You can't find these things from a single ordered pair (x,y) of
coordinates of a point on the curve. You need three pairs to do that,
since there are three unknowns in the equation: h, k, and p. You also
cannot tell which of the two equations you listed to use, even with
three pairs. A fourth pair would let you figure out which of the two
equations is the right one.

With both equations, the vertex is at (h,k), its distance from the
focus is |p|, and the length of the latus rectum is 4*|p|.

With the first equation, the axis of symmetry is the line x = h, the
directrix is the line y = k - p, and the focus is at (h,k+p).

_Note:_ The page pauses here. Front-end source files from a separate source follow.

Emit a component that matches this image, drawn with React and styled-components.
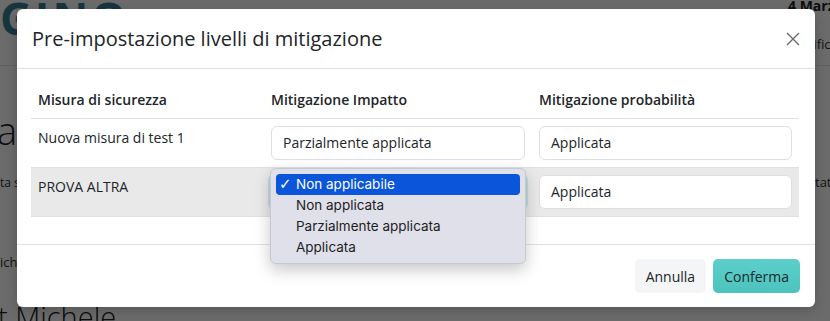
import React from 'react';
import styled, { createGlobalStyle } from 'styled-components';

const GlobalStyle = createGlobalStyle`
  html, body {
    margin: 0;
    padding: 0;
    overflow: hidden;
    background: #ffffff;
  }
  * {
    box-sizing: border-box;
  }
`;

// Pagina sotto la modale
const Screen = styled.div`
  position: relative;
  width: 830px;
  height: 321px;
  overflow: hidden;
  font-family: 'Open Sans', sans-serif;
  color: #222;
`;

const TopBar = styled.header`
  display: flex;
  justify-content: space-between;
  height: 66px;
  border-bottom: 1px solid #e4e4e4;
`;

const Logo = styled.div`
  font-size: 44px;
  font-weight: 700;
  line-height: 1;
  letter-spacing: 3px;
  color: #3b8296;
  margin-top: -4px;
`;

const DateBox = styled.div`
  width: 42px;
  overflow: hidden;
  white-space: nowrap;
`;

const DateText = styled.div`
  font-size: 14px;
  font-weight: 700;
  line-height: 16px;
  margin-top: -2px;
`;

const DateSub = styled.div`
  font-size: 13px;
  line-height: 18px;
  margin-top: 21px;
  margin-left: 5px;
  color: #333;
`;

const PageBody = styled.main`
  display: flex;
  justify-content: space-between;
`;

const LeftGutter = styled.div`
  display: flex;
  flex-direction: column;
  width: 17px;
  white-space: nowrap;
`;

const RightGutter = styled.div`
  width: 15px;
  overflow: hidden;
  white-space: nowrap;
`;

const BigWord = styled.div`
  font-size: 38px;
  font-weight: 300;
  line-height: 44px;
  margin-top: 42px;
  margin-left: -3px;
`;

const SmallLine = styled.div`
  font-size: ${(p) => p.$size || 12}px;
  line-height: 18px;
  margin-top: ${(p) => p.$top || 0}px;
  color: #333;
`;

const BigName = styled.div`
  font-size: 29px;
  font-weight: 300;
  line-height: 40px;
  margin-top: 26px;
  margin-left: -2px;
`;

const Overlay = styled.div`
  position: absolute;
  inset: 0;
  background: rgba(0, 0, 0, 0.58);
`;

// Modale
const Modal = styled.div`
  position: absolute;
  left: 17px;
  top: 9px;
  width: 798px;
  background: #ffffff;
  border-radius: 6px;
  box-shadow: 0 3px 12px rgba(0, 0, 0, 0.2);
  font-family: 'Open Sans', sans-serif;
  color: #212529;
`;

const ModalHeader = styled.div`
  display: flex;
  align-items: center;
  justify-content: space-between;
  padding: 15px 15px 14px;
  border-bottom: 1px solid #dee2e6;
`;

const ModalTitle = styled.h5`
  margin: 0;
  font-size: 20px;
  font-weight: 400;
  line-height: 30px;
`;

const CloseButton = styled.button`
  display: flex;
  width: 14px;
  height: 14px;
  padding: 0;
  border: none;
  background: transparent;
  cursor: pointer;
`;

const ModalBody = styled.div`
  padding: 13px 16px 27px 14px;
`;

const Table = styled.table`
  width: 100%;
  border-collapse: collapse;
  table-layout: fixed;
  font-size: 14px;
  line-height: 24px;
`;

const Th = styled.th`
  width: ${(p) => p.$w}px;
  padding: 6px 7px;
  text-align: left;
  font-weight: 600;
  border-bottom: 1px solid #dee2e6;
`;

const Tr = styled.tr`
  background: ${(p) => (p.$shaded ? '#e9e9e9' : 'transparent')};
`;

const Td = styled.td`
  position: relative;
  padding: 7px;
  vertical-align: top;
  border-top: 1px solid #dee2e6;
  border-bottom: 1px solid #dee2e6;
`;

const Field = styled.div`
  display: flex;
  align-items: center;
  height: 34px;
  padding: 0 11px;
  background: #ffffff;
  border: 1px solid ${(p) => (p.$focused ? '#86d5d0' : '#dcdfe4')};
  border-radius: 6px;
  box-shadow: ${(p) => (p.$focused ? '0 0 0 3px rgba(86, 200, 196, 0.3)' : 'none')};
  font-size: 14px;
  white-space: nowrap;
`;

const Menu = styled.ul`
  position: absolute;
  top: 0;
  left: 6px;
  width: 256px;
  margin: 0;
  padding: 5px;
  list-style: none;
  background: #dfe0e9;
  border: 1px solid #c7c9d1;
  border-radius: 6px;
  box-shadow: 0 6px 16px rgba(0, 0, 0, 0.22);
  font-family: Inter, 'Liberation Sans', sans-serif;
  font-size: 13.5px;
  z-index: 2;
`;

const MenuItem = styled.li`
  position: relative;
  height: 21px;
  line-height: 21px;
  padding-left: 20px;
  border-radius: 4px;
  color: ${(p) => (p.$active ? '#ffffff' : '#1d1d1f')};
  background: ${(p) => (p.$active ? '#0a55d9' : 'transparent')};
`;

const Check = styled.span`
  position: absolute;
  left: 3px;
  top: 0;
  font-family: 'DejaVu Sans', sans-serif;
  font-size: 15px;
  font-weight: 700;
`;

const ModalFooter = styled.div`
  display: flex;
  justify-content: flex-end;
  gap: 7px;
  padding: 14px 15px;
  border-top: 1px solid #dee2e6;
`;

const Button = styled.button`
  height: 34px;
  padding: 0 11px;
  border: none;
  border-radius: 5px;
  font-family: 'Open Sans', sans-serif;
  font-size: 14px;
  color: ${(p) => (p.$primary ? '#1b2a2a' : '#212529')};
  background: ${(p) => (p.$primary ? 'linear-gradient(#5dcfca, #4dc3be)' : '#f4f5f7')};
  cursor: pointer;
`;

const opzioni = ['Non applicabile', 'Non applicata', 'Parzialmente applicata', 'Applicata'];

const misure = [
  { id: 1, nome: 'Nuova misura di test 1', impatto: 'Parzialmente applicata', probabilita: 'Applicata' },
  { id: 2, nome: 'PROVA ALTRA', impatto: 'Non applicabile', probabilita: 'Applicata', aperto: true },
];

function App() {
  return (
    <Screen>
      <GlobalStyle />
      <TopBar>
        <Logo>GINO</Logo>
        <DateBox>
          <DateText>4 Marzo</DateText>
          <DateSub>Verifica</DateSub>
        </DateBox>
      </TopBar>
      <PageBody>
        <LeftGutter>
          <BigWord>a</BigWord>
          <SmallLine $top={22}>ta sicura</SmallLine>
          <SmallLine $top={61} $size={13}>ich</SmallLine>
          <BigName>t Michele</BigName>
        </LeftGutter>
        <RightGutter>
          <SmallLine $top={107} $size={13}>tato</SmallLine>
        </RightGutter>
      </PageBody>
      <Overlay />

      <Modal>
        <ModalHeader>
          <ModalTitle>Pre-impostazione livelli di mitigazione</ModalTitle>
          <CloseButton aria-label="Chiudi">
            <svg width="14" height="14" viewBox="0 0 14 14">
              <path d="M1 1 L13 13 M13 1 L1 13" stroke="#6b6b6b" strokeWidth="1.4" fill="none" />
            </svg>
          </CloseButton>
        </ModalHeader>

        <ModalBody>
          <Table>
            <thead>
              <tr>
                <Th $w={233}>Misura di sicurezza</Th>
                <Th $w={268}>Mitigazione Impatto</Th>
                <Th $w={267}>Mitigazione probabilità</Th>
              </tr>
            </thead>
            <tbody>
              {misure.map((m) => (
                <Tr key={m.id} $shaded={m.aperto}>
                  <Td>{m.nome}</Td>
                  <Td>
                    <Field $focused={m.aperto}>{m.impatto}</Field>
                    {m.aperto && (
                      <Menu>
                        {opzioni.map((o) => (
                          <MenuItem key={o} $active={o === m.impatto}>
                            {o === m.impatto && <Check>✓</Check>}
                            {o}
                          </MenuItem>
                        ))}
                      </Menu>
                    )}
                  </Td>
                  <Td>
                    <Field>{m.probabilita}</Field>
                  </Td>
                </Tr>
              ))}
            </tbody>
          </Table>
        </ModalBody>

        <ModalFooter>
          <Button>Annulla</Button>
          <Button $primary>Conferma</Button>
        </ModalFooter>
      </Modal>
    </Screen>
  );
}

export default App;
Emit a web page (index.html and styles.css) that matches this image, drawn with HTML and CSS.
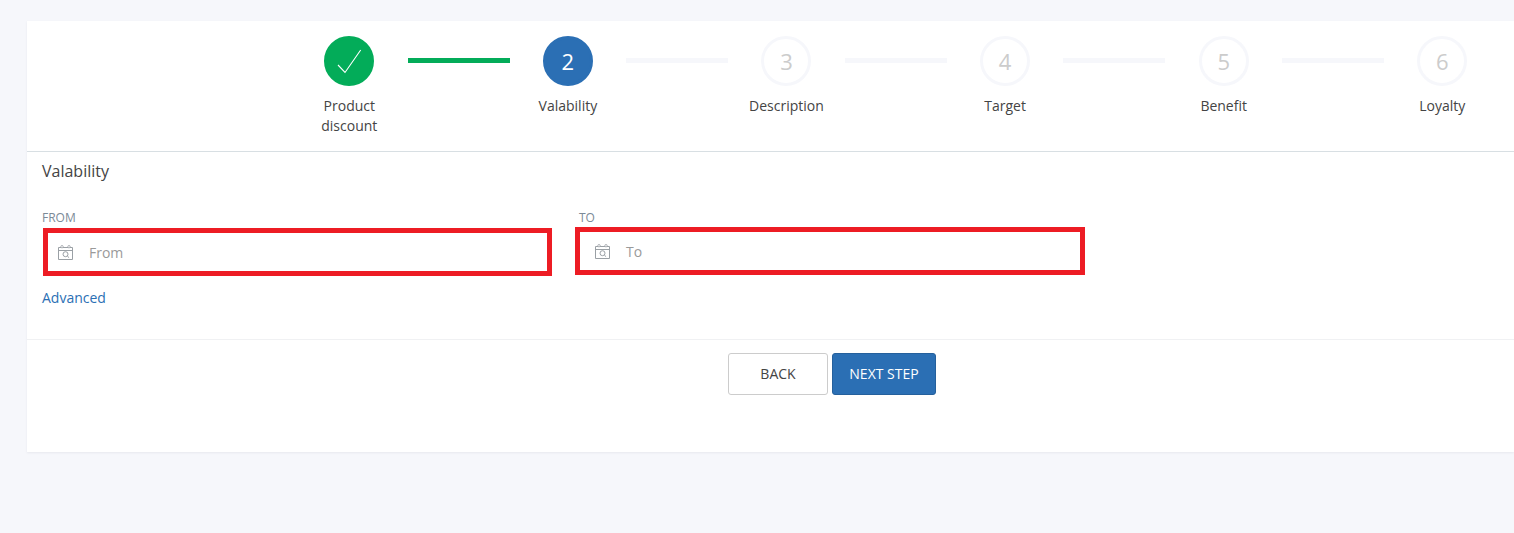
FILE: index.html
```html
<!DOCTYPE html>
<html lang="en">
<head>
<meta charset="utf-8">
<title>Valability</title>
<link rel="stylesheet" href="styles.css">
</head>
<body>
<svg class="sprite" width="0" height="0" aria-hidden="true">
  <symbol id="cal" viewBox="0 0 15 15">
    <path d="M.5 2.500h14v12H.5zM.5 5.500h14" fill="none" stroke="currentColor"/>
    <circle cx="4" cy="1.700" r="1.200" fill="#fff" stroke="currentColor" stroke-width=".8"/>
    <circle cx="11" cy="1.700" r="1.200" fill="#fff" stroke="currentColor" stroke-width=".8"/>
    <circle cx="7.500" cy="9.200" r="2.500" fill="none" stroke="currentColor"/>
    <path d="M9.300 11l1.800 1.700" fill="none" stroke="currentColor"/>
  </symbol>
</svg>
<main class="card">
  <nav class="stepper">
    <div class="step">
      <div class="dot dot-done">
        <svg class="check" width="26" height="26" viewBox="0 0 26 26"><path d="M2 17l7 7.500L24.700 2" fill="none" stroke="#fff" stroke-width="1.100"/></svg>
      </div>
      <div class="step-name">Product discount</div>
    </div>
    <div class="line line-done"></div>
    <div class="step">
      <div class="dot dot-active">2</div>
      <div class="step-name">Valability</div>
    </div>
    <div class="line"></div>
    <div class="step">
      <div class="dot">3</div>
      <div class="step-name">Description</div>
    </div>
    <div class="line"></div>
    <div class="step">
      <div class="dot">4</div>
      <div class="step-name">Target</div>
    </div>
    <div class="line"></div>
    <div class="step">
      <div class="dot">5</div>
      <div class="step-name">Benefit</div>
    </div>
    <div class="line"></div>
    <div class="step">
      <div class="dot">6</div>
      <div class="step-name">Loyalty</div>
    </div>
  </nav>
  <section class="form">
    <h2 class="form-title">Valability</h2>
    <div class="fields">
      <div class="field field-from">
        <div class="field-label">FROM</div>
        <div class="input">
          <svg class="input-icon" width="15" height="15"><use href="#cal"/></svg>
          <span class="placeholder">From</span>
        </div>
      </div>
      <div class="field field-to">
        <div class="field-label">TO</div>
        <div class="input">
          <svg class="input-icon" width="15" height="15"><use href="#cal"/></svg>
          <span class="placeholder">To</span>
        </div>
      </div>
    </div>
    <a class="advanced" href="#">Advanced</a>
  </section>
  <footer class="actions">
    <button class="btn btn-back" type="button">BACK</button>
    <button class="btn btn-next" type="button">NEXT STEP</button>
  </footer>
</main>
</body>
</html>
```
FILE: styles.css
```css
* { box-sizing: border-box; }
html, body { margin: 0; height: 100%; }
body {
  background: #f6f7fb;
  font-family: "Open Sans", "Liberation Sans", sans-serif;
  font-size: 14px;
  color: #444;
  overflow: hidden;
}
.sprite { display: block; }
.card {
  margin: 21px 0 0 27px;
  height: 431px;
  background: #fff;
  box-shadow: 0 1px 2px rgba(60, 70, 90, .08);
}
.stepper {
  display: flex;
  align-items: flex-start;
  gap: 14px;
  height: 131px;
  padding: 15px 0 0 278px;
  border-bottom: 1px solid #d8dfe3;
}
.step {
  flex: 0 0 88.6px;
  display: flex;
  flex-direction: column;
  align-items: center;
}
.dot {
  width: 50px;
  height: 50px;
  border-radius: 50%;
  border: 3px solid #f6f7fb;
  display: flex;
  align-items: center;
  justify-content: center;
  font-size: 22px;
  color: #ccc;
}
.dot-done { background: #03ac59; border-color: #03ac59; }
.dot-active { background: #2b6fb4; border-color: #2b6fb4; color: #fff; }
.check { display: block; }
.step-name {
  margin-top: 10px;
  text-align: center;
  line-height: 20px;
  color: #444;
  width: 70px;
  white-space: normal;
}
.step:not(:first-child) .step-name { width: auto; white-space: nowrap; }
.line {
  flex: 0 0 102px;
  height: 5px;
  margin-top: 22px;
  background: #f6f7fb;
}
.line-done { background: #03ac59; }
.form { padding: 0 0 0 15px; height: 188px; border-bottom: 1px solid #f0f1f3; }
.form-title {
  margin: 0;
  padding-top: 8px;
  font-size: 16px;
  font-weight: 400;
  line-height: 22px;
  color: #444;
}
.fields { display: flex; margin-top: 28px; }
.field-from { flex: 0 0 509px; margin-left: 1px; }
.field-to { flex: 0 0 510px; margin-left: 23px; }
.field-label {
  font-size: 12px;
  line-height: 16px;
  height: 18px;
  color: #7c8a97;
  margin-left: -1px;
}
.field-to .field-label { margin-left: 4px; height: 17px; }
.input {
  display: flex;
  align-items: center;
  height: 48px;
  border: 5px solid #ed1c24;
  padding-left: 10px;
  color: #9a9a9a;
}
.field-to .input { padding-left: 15px; }
.input-icon { flex: none; color: #9aa0a5; }
.placeholder { margin-left: 16px; color: #9a9a9a; }
.advanced {
  display: block;
  margin-top: 12px;
  line-height: 20px;
  color: #2b6fb4;
  text-decoration: none;
}
.actions {
  display: flex;
  gap: 4px;
  padding: 13px 0 0 701px;
}
.btn {
  height: 42px;
  border-radius: 3px;
  font: 14px "Open Sans", "Liberation Sans", sans-serif;
  padding: 0 0 2px;
}
.btn-back { width: 100px; background: #fff; border: 1px solid #ccc; color: #444; }
.btn-next { width: 104px; background: #2b6fb4; border: 1px solid #25609c; color: #fff; }
```
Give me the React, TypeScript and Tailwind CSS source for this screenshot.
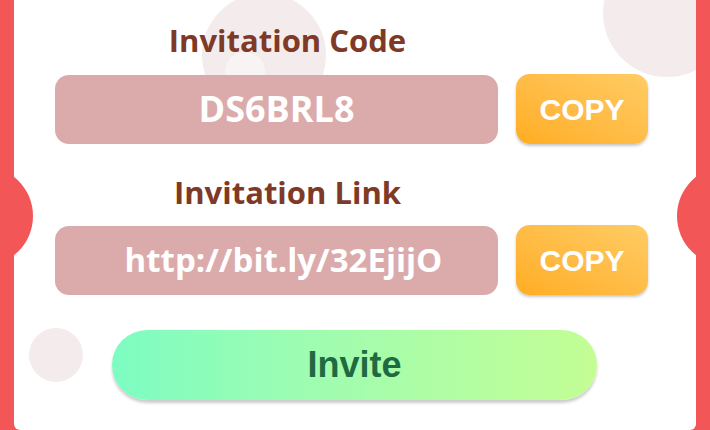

With the second equation, the axis of symmetry is the line y = k, the
directrix is the line x = h - p, and the focus is at (h+p,k).

Example:  The points (-4,10), (-2,-3), and (3,7) lie on a parabola.
If the first equation is used, then

(-4-h)^2 = 4*p*(10-k),
(-2-h)^2 = 4*p*(-3-k),
(3-h)^2 = 4*p*(7-k).

We can use the first equation to solve for k, and substitute in the
other two equations:

k = 10 - (4+h)^2/(4*p)
(-2-h)^2 = 4*p*[-3 - 10 + (4+h)^2/(4*p)] = 4*p*(-13) + (4+h)^2,
(3-h)^2 = 4*p*[7 - 10 + (4+h)^2/(4*p)]  = 4*p*(-3) + (4*h)^2,

Now we can use the second equation to solve for p, and substitute in
the other equations:

p = (h+3)/13,
k = -(13*h^2+64*h+88)/(4*[3+h]) = -(13*h+25)/4 - 13/(4*[h+3]),
0 = 5*(34*h+11)/13.

Using the last equation to solve for h, and substituting in the other
equations, we get:

h = -11/34,
k = -6105/952,
p = 7/34.

This allows us to answer all the questions posed.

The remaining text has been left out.